Fabrication of nanoporous gold-islands via hydrogen bubble template: An efficient electrocatalyst for oxygen reduction and hydrogen evolution reactions

Abstract

In this report, the fabrication of a high surface area nanoporous gold-island (NPG-islands) onto a glassy carbon (GC) surface by a simple one-step electrodeposition procedure based on a dynamic hydrogen bubble template method is described. The surface morphology, purity and crystalline structure of the porous NPG-islands were analyzed by field emission scanning electron microscopy (FE-SEM), energy dispersive X-ray analysis (EDX), and X-ray diffraction (XRD) techniques. Cyclic voltammetry and linear sweep voltammetry methods were used for electrochemical studies and the electrocatalytic activity of the NPG-islands surface was investigated towards the oxygen reduction reaction (ORR) and hydrogen evolution reaction (HER). Electrochemical results revealed exceptional ORR activity of the NPG-islands evaluated by the shift of the onset potential towards less negative values compared to bare GC (0.55 V) and Au (0.25 V) electrodes, respectively, with a 3-fold increased current density in neutral PBS solution (pH 7).
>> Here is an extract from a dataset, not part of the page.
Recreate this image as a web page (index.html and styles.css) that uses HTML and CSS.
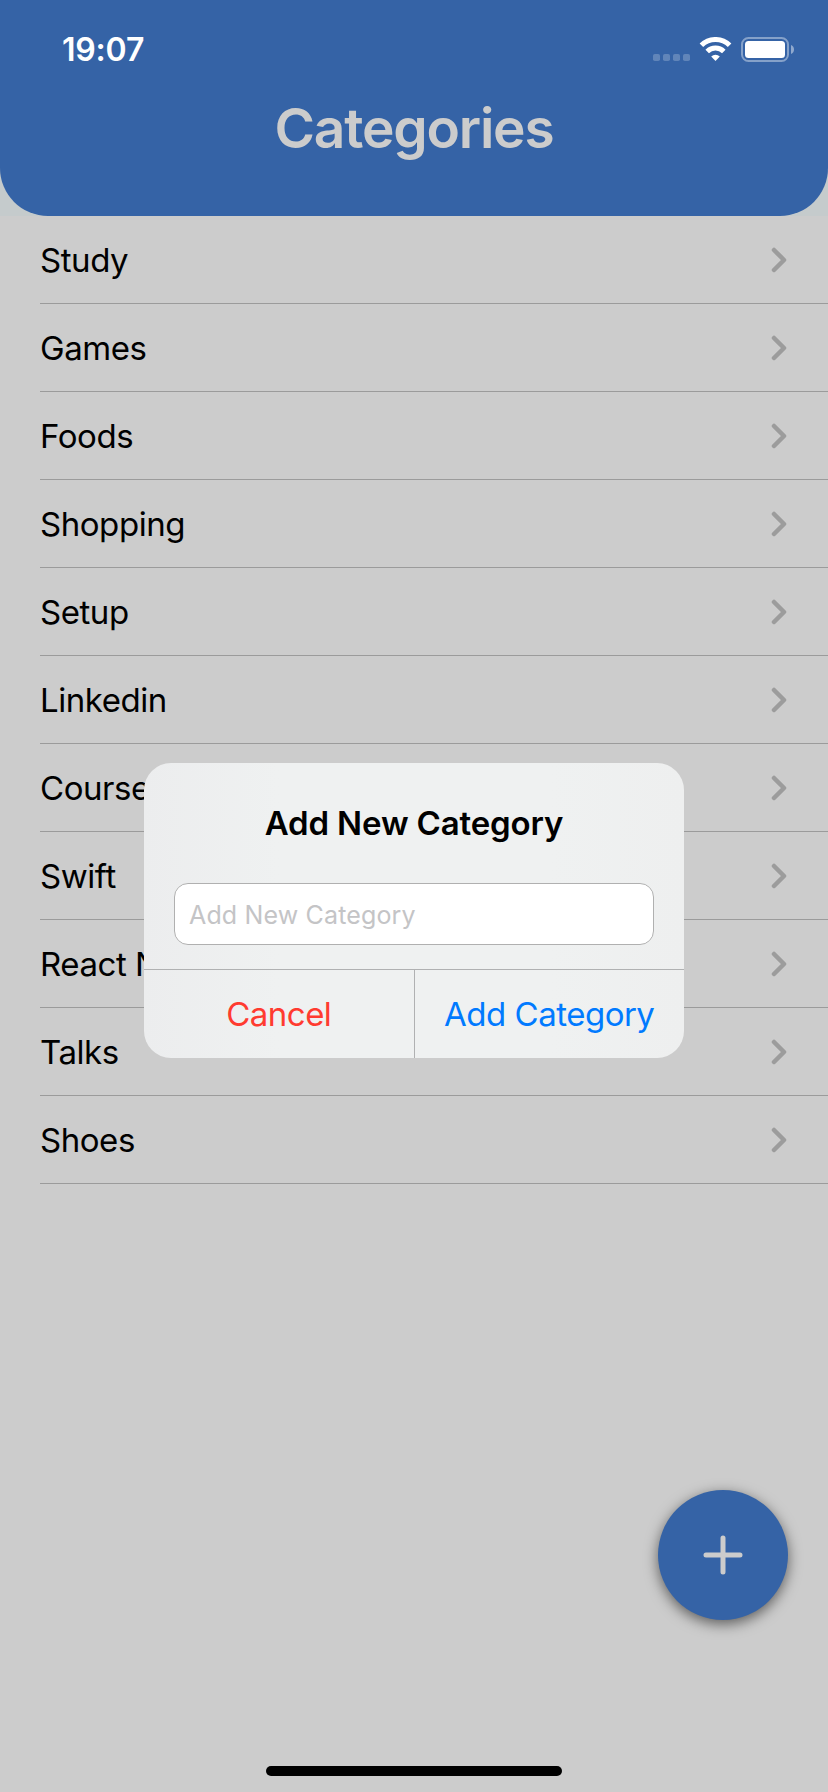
FILE: index.html
```html
<!DOCTYPE html>
<html lang="en">
<head>
<meta charset="utf-8">
<title>Categories</title>
<link rel="stylesheet" href="styles.css">
</head>
<body>
<div class="screen">
  <div class="header-wrap">
    <header class="header">
      <div class="status">
        <span class="time">19:07</span>
        <svg class="status-icons" width="142" height="26" viewBox="0 0 142 26">
          <g fill="#fff" fill-opacity=".22">
            <rect x="0" y="17" width="7" height="7" rx="1.8"/>
            <rect x="10" y="17" width="7" height="7" rx="1.8"/>
            <rect x="20" y="17" width="7" height="7" rx="1.8"/>
            <rect x="30" y="17" width="7" height="7" rx="1.8"/>
          </g>
          <g fill="none" stroke="#fff" stroke-width="5">
            <path d="M48.4 8.3A20 20 0 0 1 76.6 8.3"/>
            <path d="M54.2 14.5A11.8 11.8 0 0 1 70.8 14.5"/>
          </g>
          <path d="M58.2 19.4A6.2 6.2 0 0 1 66.8 19.4L62.5 24Z" fill="#fff"/>
          <rect x="89" y="1" width="46" height="23" rx="6.5" fill="none" stroke="#fff" stroke-opacity=".4" stroke-width="2"/>
          <rect x="92" y="4" width="40" height="17" rx="3.5" fill="#fff"/>
          <path d="M138 8C142 9.5 142 15.500 138 17Z" fill="#fff" fill-opacity=".45"/>
        </svg>
      </div>
      <h1 class="title">Categories</h1>
    </header>
  </div>
  <ul class="list">
    <li class="row"><span>Study</span><svg class="chev" width="16" height="26" viewBox="0 0 16 26"><path d="M3 3L13 13L3 23"/></svg></li>
    <li class="row"><span>Games</span><svg class="chev" width="16" height="26" viewBox="0 0 16 26"><path d="M3 3L13 13L3 23"/></svg></li>
    <li class="row"><span>Foods</span><svg class="chev" width="16" height="26" viewBox="0 0 16 26"><path d="M3 3L13 13L3 23"/></svg></li>
    <li class="row"><span>Shopping</span><svg class="chev" width="16" height="26" viewBox="0 0 16 26"><path d="M3 3L13 13L3 23"/></svg></li>
    <li class="row"><span>Setup</span><svg class="chev" width="16" height="26" viewBox="0 0 16 26"><path d="M3 3L13 13L3 23"/></svg></li>
    <li class="row"><span>Linkedin</span><svg class="chev" width="16" height="26" viewBox="0 0 16 26"><path d="M3 3L13 13L3 23"/></svg></li>
    <li class="row"><span>Course</span><svg class="chev" width="16" height="26" viewBox="0 0 16 26"><path d="M3 3L13 13L3 23"/></svg></li>
    <li class="row"><span>Swift</span><svg class="chev" width="16" height="26" viewBox="0 0 16 26"><path d="M3 3L13 13L3 23"/></svg></li>
    <li class="row"><span>React N</span><svg class="chev" width="16" height="26" viewBox="0 0 16 26"><path d="M3 3L13 13L3 23"/></svg></li>
    <li class="row"><span>Talks</span><svg class="chev" width="16" height="26" viewBox="0 0 16 26"><path d="M3 3L13 13L3 23"/></svg></li>
    <li class="row"><span>Shoes</span><svg class="chev" width="16" height="26" viewBox="0 0 16 26"><path d="M3 3L13 13L3 23"/></svg></li>
  </ul>
  <div class="fab">
    <svg width="40" height="40" viewBox="0 0 40 40"><path d="M20 3V37M3 20H37"/></svg>
  </div>
  <div class="home-bar"></div>
  <div class="dialog">
    <h2 class="dialog-title">Add New Category</h2>
    <div class="field"><span>Add New Category</span></div>
    <div class="actions">
      <div class="action cancel"><span>Cancel</span></div>
      <div class="action add"><span>Add Category</span></div>
    </div>
  </div>
</div>
</body>
</html>
```
FILE: styles.css
```css
* { box-sizing: border-box; }
body { margin: 0; font-family: Inter, "Liberation Sans", sans-serif; }
.screen { position: relative; width: 828px; height: 1792px; background: #ccc; overflow: hidden; }
.header-wrap { background: #c5cbcc; }
.header {
  height: 216px;
  padding-top: 36px;
  background: #3563a6;
  border-radius: 0 0 48px 48px;
}
.status { display: flex; justify-content: space-between; height: 28px; padding: 0 33px 0 62px; }
.time { font-size: 32px; font-weight: 600; line-height: 28px; color: #fff; letter-spacing: -0.2px; }
.status-icons { display: block; margin-top: 1px; }
.title {
  margin: 32px 0 0;
  font-size: 55px;
  font-weight: 600;
  line-height: 64px;
  text-align: center;
  color: #ccc;
  letter-spacing: -1.2px;
}
.list { margin: 0; padding: 0 0 0 40px; list-style: none; }
.row {
  display: flex;
  align-items: center;
  justify-content: space-between;
  height: 88px;
  padding: 0 41px 0 0;
  border-bottom: 1px solid #9b9b9b;
  font-size: 33px;
  color: #000;
  letter-spacing: -0.45px;
}
.chev { fill: none; stroke: #9c9c9c; stroke-width: 4.5; stroke-linecap: round; stroke-linejoin: round; }
.fab {
  position: absolute;
  left: 658px;
  top: 1490px;
  display: grid;
  place-items: center;
  width: 130px;
  height: 130px;
  border-radius: 50%;
  background: #3563a6;
  box-shadow: 0 4px 14px rgba(0, 0, 0, .55);
}
.fab svg { fill: none; stroke: #ccc; stroke-width: 5; stroke-linecap: round; }
.home-bar { position: absolute; left: 266px; top: 1766px; width: 296px; height: 10px; border-radius: 5px; background: #000; }
.dialog {
  position: absolute;
  left: 144px;
  top: 763px;
  display: flex;
  flex-direction: column;
  width: 540px;
  height: 295px;
  border-radius: 27px;
  background: linear-gradient(90deg, #ecedee, #eff1f1 25%, #eff1f1 75%, #eeefef);
  overflow: hidden;
}
.dialog-title {
  margin: 38px 0 0;
  font-size: 33px;
  font-weight: 600;
  line-height: 44px;
  text-align: center;
  letter-spacing: -0.15px;
}
.field {
  display: flex;
  align-items: center;
  height: 62px;
  margin: 38px 30px 0;
  padding: 1px 15px 0 14px;
  border: 1px solid #b0b0b0;
  border-radius: 14px;
  background: #fff;
  font-size: 25px;
  letter-spacing: 0.15px;
  color: #c4c4c6;
}
.actions { display: flex; height: 89px; margin-top: auto; border-top: 1px solid #b0b1b2; }
.action { display: flex; flex: 1; align-items: center; justify-content: center; font-size: 33px; letter-spacing: -0.5px; }
.cancel { color: #ff3b30; }
.add { border-left: 1px solid #b0b1b2; color: #007aff; }
```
Rotating-disk measurements indicate a direct conversion of oxygen to water via a four-electron reduction pathway. The electrocatalytic activity was also evaluated for HER in 0.5 mol L−1 H2SO4 solution and a benchmark current density of 10 mA cm−2 at a very low overpotential of −0.075 V was obtained, which is similar to bulk Pt performance. The plausible mechanism of the HER was realized from the Tafel plot and the obtained slope of 46 mV dec−1 suggests the Volmer-Heyrovsky mechanism takes place in such electrochemical process. Furthermore, the durability of the catalyst was also studied and exceptional stability was observed in cyclic voltammetry (up to 2000 cycles) and chronopotentiometry (at 10 mA cm−2 for 19 h).